Initially, the Roosevelt Island program ran during the winter and summer, but today, the program operates year-round and rotates between the Roosevelt Island Racquet Club courts and the outdoor courts at the North end of the Island. Joyce doesn’t simply teach the kids skills to improve tennis, she has created a sense of community and camaraderie amongst the kids and their families regardless of individual or cultural backgrounds. Before COVID, after a winter session on the courts, the kids would get together and have a healthy and well-balanced breakfast. For the rest of the year, they’d hold a party each Friday afternoon to celebrate the accomplishments of all the kids and the birthdays that took place during the week.
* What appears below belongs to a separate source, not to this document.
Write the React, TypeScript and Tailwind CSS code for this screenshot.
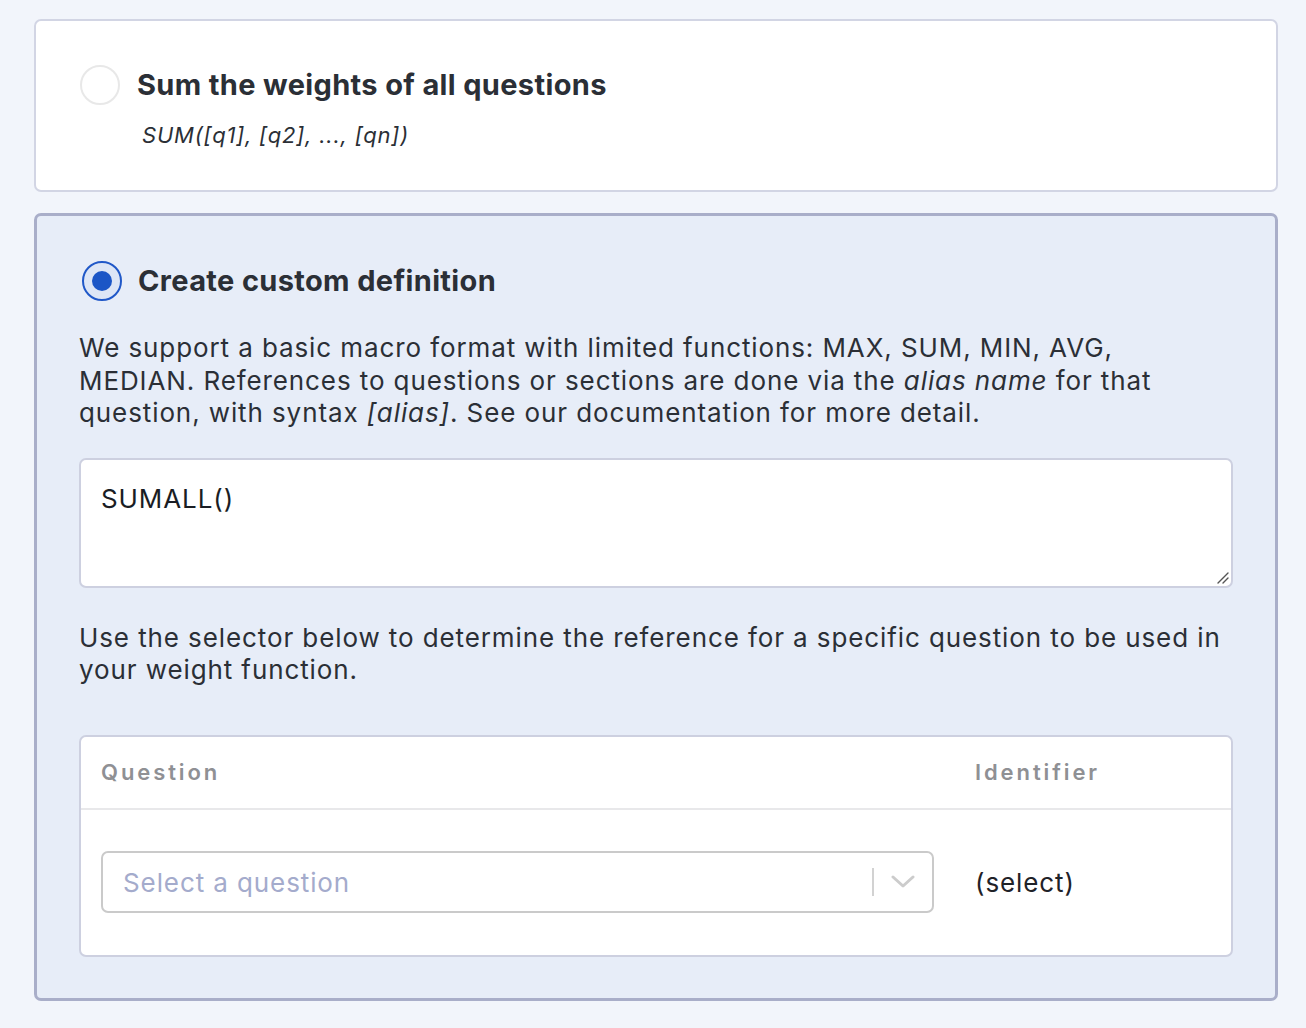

Over the years, Joyce has worked with tens of thousands of kids and could arguably be the best-known person on Roosevelt Island, having worked with so many of the island’s families. For Joyce, the job is a passion; she loves to see the children grow and prosper.  She is drawn to the program and providing this opportunity for the children to build their self-esteem and allow them to be the best version of themselves.

Joyce has been an athlete her entire life, participating in tennis, basketball, diving, and skiing. She went to college at the University of Georgia in 1965, and had hoped to continue her passion of diving, deciding to live in the dorm next to the only pool, a men’s pool, on campus. She went to college before Title IX came into existence; a federal civil rights law in the United States that was passed as part of the Education Amendments Act of 1972, prohibiting sex-based discrimination in any school or other education program that receives federal money. She had competed on her city’s AAU Junior Olympic Team, but was only allowed to use the pool during free-swim hours, twice a week. During that time, the diving board was closed to accommodate people swimming laps, thus ending any chance of continued competition in the sport.

Women’s rights became an important issue for Joyce. She believes that girls are just as capable of becoming athletes as boys are.  “We do not separate the genders in the program, even at the advanced level.  Kids are assigned to a group based solely on their skills…. both the skills they have, and the skills they need. Gender is simply not a factor”.

Not only has Joyce been a staunch advocate for women’s rights and social justice, but also an advocate for the community of Roosevelt Island, by founding and serving on several community boards and having been the Co-Editor of The Main Street Wire.

Joyce has devoted 30 years of her life in service to the children throughout the City of New York and Roosevelt Island through NYJTL.  For this, during Women’s History Month, NYJTL is proud to spotlight Joyce’s tremendous contribution to so many children and thank her for her contributions on and off the courts.  Keep up the incredible work Joyce!